WHAT TO PRODUCE: For this exercise, copy out each line of the material below that includes "components".

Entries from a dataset
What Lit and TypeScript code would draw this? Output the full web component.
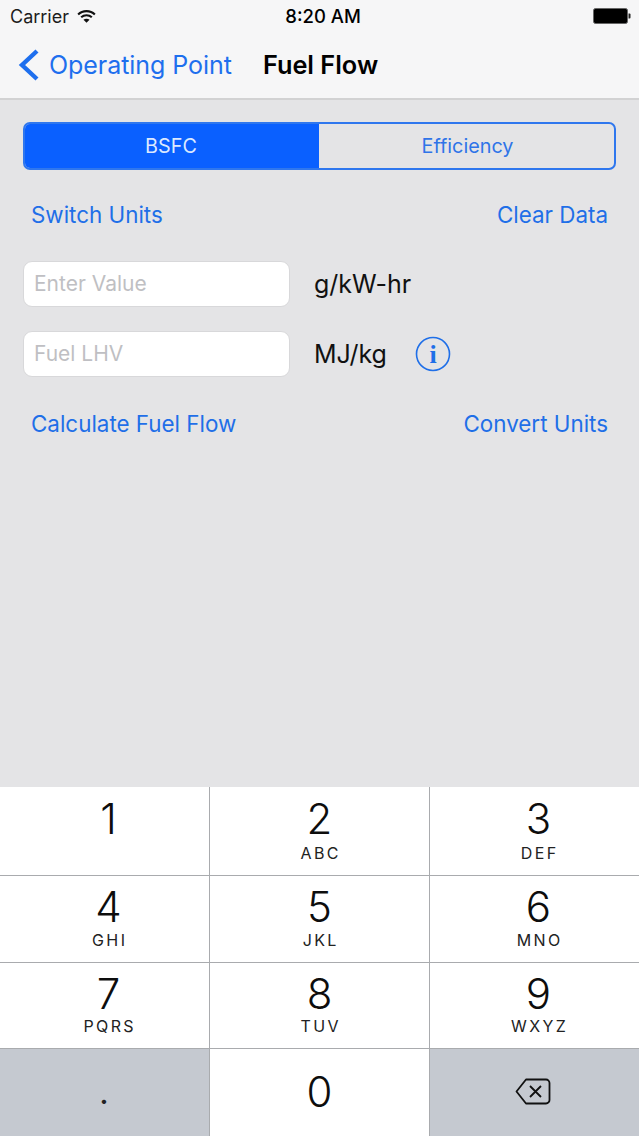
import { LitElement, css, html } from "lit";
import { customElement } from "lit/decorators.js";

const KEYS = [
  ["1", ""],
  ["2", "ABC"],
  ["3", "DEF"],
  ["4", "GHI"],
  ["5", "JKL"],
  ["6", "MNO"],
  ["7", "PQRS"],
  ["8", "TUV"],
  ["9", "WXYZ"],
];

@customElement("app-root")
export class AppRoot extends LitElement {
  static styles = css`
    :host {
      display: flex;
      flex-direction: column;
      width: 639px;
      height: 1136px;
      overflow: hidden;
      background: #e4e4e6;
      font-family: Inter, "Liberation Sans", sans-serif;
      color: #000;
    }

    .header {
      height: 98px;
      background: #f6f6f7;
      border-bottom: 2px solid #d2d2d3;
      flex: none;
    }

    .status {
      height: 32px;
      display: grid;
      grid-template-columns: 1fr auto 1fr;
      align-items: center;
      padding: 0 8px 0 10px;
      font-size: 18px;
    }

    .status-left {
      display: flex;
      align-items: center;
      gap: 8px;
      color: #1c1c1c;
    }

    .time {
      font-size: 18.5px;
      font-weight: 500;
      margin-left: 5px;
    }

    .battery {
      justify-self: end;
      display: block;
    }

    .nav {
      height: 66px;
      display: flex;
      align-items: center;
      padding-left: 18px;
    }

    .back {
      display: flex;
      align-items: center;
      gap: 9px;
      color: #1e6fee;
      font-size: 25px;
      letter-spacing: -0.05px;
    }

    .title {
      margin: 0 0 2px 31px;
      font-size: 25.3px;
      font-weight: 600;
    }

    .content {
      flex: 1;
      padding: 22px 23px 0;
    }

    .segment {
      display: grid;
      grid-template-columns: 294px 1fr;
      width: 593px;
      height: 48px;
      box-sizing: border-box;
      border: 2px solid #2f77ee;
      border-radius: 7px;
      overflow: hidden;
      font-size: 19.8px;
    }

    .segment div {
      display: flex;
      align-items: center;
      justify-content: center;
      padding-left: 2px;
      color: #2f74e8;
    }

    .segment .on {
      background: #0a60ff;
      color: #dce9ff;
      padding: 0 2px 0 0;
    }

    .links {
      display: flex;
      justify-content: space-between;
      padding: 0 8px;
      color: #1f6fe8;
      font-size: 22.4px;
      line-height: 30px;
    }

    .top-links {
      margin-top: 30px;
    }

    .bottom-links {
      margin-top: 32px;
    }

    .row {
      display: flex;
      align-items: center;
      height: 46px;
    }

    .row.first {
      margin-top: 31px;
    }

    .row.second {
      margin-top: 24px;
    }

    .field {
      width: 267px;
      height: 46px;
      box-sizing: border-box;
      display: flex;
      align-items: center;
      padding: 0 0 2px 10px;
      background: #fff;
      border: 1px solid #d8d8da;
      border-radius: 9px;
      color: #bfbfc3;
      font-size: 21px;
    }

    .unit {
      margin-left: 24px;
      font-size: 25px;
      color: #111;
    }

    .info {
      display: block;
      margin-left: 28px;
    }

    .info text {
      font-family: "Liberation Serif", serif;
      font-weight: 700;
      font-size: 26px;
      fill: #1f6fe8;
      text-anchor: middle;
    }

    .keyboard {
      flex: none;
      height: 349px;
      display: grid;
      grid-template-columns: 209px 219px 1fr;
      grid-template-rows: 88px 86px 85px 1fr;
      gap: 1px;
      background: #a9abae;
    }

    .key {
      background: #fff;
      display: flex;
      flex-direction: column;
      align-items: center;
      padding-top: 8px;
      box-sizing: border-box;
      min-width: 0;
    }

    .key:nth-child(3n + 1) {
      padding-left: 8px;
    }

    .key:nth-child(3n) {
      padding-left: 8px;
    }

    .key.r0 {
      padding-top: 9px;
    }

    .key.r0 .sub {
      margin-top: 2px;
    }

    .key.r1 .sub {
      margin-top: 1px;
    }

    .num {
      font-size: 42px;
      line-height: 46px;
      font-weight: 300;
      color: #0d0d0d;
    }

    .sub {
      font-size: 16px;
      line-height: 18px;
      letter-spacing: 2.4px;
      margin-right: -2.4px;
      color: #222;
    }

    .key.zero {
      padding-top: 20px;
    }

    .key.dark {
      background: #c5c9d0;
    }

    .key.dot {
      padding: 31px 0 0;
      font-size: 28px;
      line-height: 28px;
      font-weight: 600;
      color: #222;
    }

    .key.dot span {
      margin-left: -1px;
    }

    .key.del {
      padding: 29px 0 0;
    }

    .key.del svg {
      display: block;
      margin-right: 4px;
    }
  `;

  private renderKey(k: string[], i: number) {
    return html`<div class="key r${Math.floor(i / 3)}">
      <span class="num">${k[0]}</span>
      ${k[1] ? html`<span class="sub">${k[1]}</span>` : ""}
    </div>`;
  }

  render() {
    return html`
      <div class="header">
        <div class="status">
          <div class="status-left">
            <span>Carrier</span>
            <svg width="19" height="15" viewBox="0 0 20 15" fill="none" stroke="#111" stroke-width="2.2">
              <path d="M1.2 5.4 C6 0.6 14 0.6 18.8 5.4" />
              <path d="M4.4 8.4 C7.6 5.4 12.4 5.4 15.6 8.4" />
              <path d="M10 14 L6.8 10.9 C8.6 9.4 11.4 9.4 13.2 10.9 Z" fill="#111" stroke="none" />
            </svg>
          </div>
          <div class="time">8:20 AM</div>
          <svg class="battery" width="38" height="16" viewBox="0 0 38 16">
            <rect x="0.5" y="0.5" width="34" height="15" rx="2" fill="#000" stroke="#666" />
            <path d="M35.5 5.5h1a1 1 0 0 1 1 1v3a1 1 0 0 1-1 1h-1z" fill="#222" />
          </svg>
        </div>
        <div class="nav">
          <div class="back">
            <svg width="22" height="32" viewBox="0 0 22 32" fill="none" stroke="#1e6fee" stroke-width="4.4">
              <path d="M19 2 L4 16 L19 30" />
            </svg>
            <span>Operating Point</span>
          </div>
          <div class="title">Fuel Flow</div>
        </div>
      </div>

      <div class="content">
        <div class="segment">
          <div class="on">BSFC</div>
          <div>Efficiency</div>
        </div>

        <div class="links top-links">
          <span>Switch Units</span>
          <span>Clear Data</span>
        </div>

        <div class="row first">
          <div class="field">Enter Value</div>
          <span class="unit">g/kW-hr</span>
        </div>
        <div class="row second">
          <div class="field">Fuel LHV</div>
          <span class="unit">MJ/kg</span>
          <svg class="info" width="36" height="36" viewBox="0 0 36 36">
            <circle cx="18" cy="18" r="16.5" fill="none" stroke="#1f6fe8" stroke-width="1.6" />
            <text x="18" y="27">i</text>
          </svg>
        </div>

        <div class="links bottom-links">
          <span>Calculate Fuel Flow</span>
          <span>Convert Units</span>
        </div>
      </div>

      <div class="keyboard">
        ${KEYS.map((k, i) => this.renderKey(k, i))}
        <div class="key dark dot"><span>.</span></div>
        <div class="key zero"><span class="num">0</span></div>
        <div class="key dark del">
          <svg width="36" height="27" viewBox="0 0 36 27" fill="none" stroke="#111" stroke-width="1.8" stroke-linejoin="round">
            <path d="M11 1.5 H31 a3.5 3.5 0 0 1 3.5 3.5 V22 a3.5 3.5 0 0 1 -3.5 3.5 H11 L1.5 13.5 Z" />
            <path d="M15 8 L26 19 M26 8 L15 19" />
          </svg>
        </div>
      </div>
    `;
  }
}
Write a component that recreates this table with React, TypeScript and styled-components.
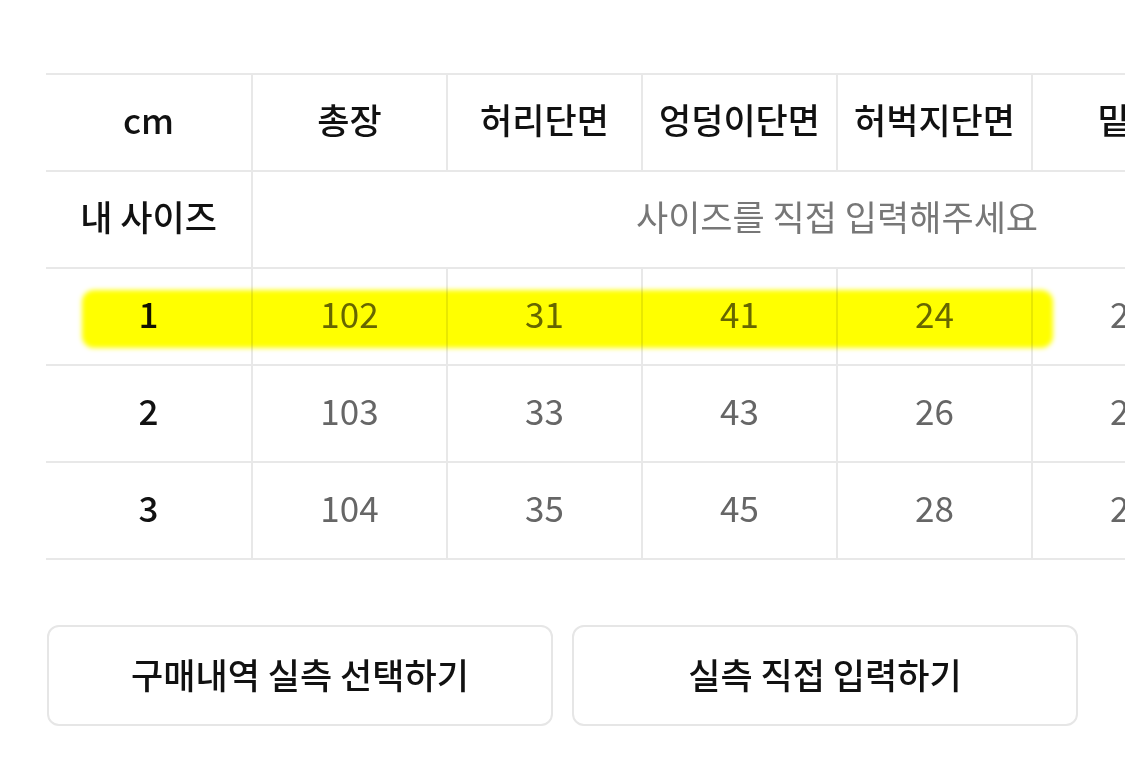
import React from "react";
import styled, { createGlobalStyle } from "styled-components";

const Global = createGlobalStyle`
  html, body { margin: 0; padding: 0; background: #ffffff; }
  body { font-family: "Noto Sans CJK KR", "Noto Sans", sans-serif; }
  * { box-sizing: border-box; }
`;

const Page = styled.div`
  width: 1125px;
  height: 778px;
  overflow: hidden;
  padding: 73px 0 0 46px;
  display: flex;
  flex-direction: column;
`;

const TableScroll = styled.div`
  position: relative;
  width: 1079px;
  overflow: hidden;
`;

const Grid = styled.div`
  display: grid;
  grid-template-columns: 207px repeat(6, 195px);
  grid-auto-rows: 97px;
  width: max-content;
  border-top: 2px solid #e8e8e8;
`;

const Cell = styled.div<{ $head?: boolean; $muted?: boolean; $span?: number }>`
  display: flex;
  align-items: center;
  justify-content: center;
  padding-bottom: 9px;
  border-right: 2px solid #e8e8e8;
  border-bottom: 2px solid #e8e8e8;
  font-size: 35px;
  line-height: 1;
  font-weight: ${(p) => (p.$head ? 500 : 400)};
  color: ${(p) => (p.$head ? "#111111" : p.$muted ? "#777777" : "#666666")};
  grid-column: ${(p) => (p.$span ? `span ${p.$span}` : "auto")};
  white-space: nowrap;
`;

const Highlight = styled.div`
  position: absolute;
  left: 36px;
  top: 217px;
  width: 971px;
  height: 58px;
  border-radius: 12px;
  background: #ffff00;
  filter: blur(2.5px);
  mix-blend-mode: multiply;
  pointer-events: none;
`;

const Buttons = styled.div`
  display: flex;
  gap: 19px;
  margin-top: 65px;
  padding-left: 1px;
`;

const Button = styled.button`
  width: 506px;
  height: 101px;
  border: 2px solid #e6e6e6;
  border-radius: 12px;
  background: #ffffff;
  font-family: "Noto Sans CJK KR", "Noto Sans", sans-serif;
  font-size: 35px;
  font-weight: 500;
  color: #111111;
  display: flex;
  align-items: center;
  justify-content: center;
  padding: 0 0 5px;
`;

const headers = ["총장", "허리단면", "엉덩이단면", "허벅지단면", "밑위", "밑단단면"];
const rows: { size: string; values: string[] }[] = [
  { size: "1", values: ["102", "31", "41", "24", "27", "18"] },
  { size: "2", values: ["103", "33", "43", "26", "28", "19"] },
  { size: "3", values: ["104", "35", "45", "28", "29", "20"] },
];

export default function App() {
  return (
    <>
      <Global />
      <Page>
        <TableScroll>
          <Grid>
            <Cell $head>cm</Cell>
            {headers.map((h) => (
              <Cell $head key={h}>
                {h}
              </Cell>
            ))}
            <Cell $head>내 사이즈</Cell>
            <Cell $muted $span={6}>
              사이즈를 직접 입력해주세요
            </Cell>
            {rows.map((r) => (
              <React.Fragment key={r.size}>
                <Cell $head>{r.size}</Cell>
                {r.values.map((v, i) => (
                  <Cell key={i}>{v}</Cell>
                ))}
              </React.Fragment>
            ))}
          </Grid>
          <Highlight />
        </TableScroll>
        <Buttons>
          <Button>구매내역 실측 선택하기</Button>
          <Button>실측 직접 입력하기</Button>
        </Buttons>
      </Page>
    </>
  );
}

PROBLEM SOLUTION:
Write a component that recreates this table with React, TypeScript and styled-components.
import styled, { createGlobalStyle } from "styled-components";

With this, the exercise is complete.